For the rest of us, here’s how to safely store your wine.

1. Away from the Sun

Wine should be stored away from the sun and, preferably, in a dark place. The sun’s UV rays can degrade and age the wine prematurely.

Household light bulbs probably won’t damage the wine, but they may fade the bottle’s label. Fluorescent bulbs do emit some ultraviolet light, so keep this in mind when storing your wine.

2. In a Wine Cooler

Temperature fluctuations are your worst enemy. When your wine is stored at the correct temperature, it can sit for years until you’re ready to drink it. If your wine is left in a room where temperatures are constantly fluctuating, it will start to affect the taste. Your wine may even spoil prematurely.

Aim to store your wine at 50-58 degrees Fahrenheit. Ideally, you should store your wine in a cooler or some sort of temperature-controlled environment. You can find wine coolers at iwawine.com and in many stores. Prices are more affordable now, so just about anyone can have a wine cooler in their home.

If you don’t want to invest in a wine cooler, you can store your bottles in the refrigerator for a couple of months. But don’t use your fridge as a long-term solution.

The lack of moisture may eventually dry out the cork, and the temperature is often too low for wine storage. A dried-out cork may allow air to creep into the bottle and damage the wine.

Don’t leave your wine in a place where it could freeze. If the liquid turns to ice, it may expand enough to push the cork out.

Alternatively, you can place a nice wine rack in a safe place where temperature fluctuations won’t be a problem.
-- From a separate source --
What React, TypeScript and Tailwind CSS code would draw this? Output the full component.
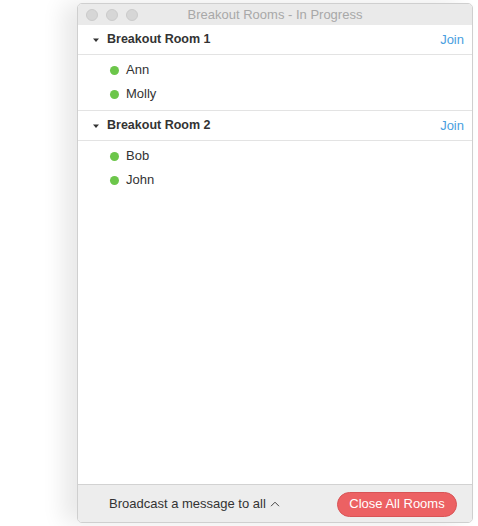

Avoid the kitchen, utility room or laundry room where temperatures are constantly in flux. A little-used closet or storage area may work best if you don’t want to invest in a wine cooler.

3. Humid Environment

Ideally, wine should be stored at a humidity level of 70%. The idea is that dry air will dry out the cork, which would let air into the bottle and ruin the wine. But the 70% rule is a bit extreme. The chances of the cork drying out are slim unless you live in desert or arctic conditions.

Aim for 50-80% humidity. Simply placing a pan of water in your storage area can boost humidity levels. But don’t let the humidity get out of control. Damp conditions may encourage the development of mold. Mold won’t affect wines that are properly sealed, but it may damage the label.

If too much humidity is your problem, a dehumidifier can fix the problem.

4. Sideways and Still

Conventional wisdom tells us that wine should be stored on its side and kept still. The idea is that sitting the wine on its side will keep the cork from drying out.

Horizontal racking is also a space-efficient way to store wine bottles.

Keeping the wine still is also important, as vibration can speed up the chemical reactions within the wine and damage it in the long-term. Significant vibrations may affect the sediment in older wines and keep them from settling.

Don’t fret too much about vibrations and moving your wine bottles around from time to time.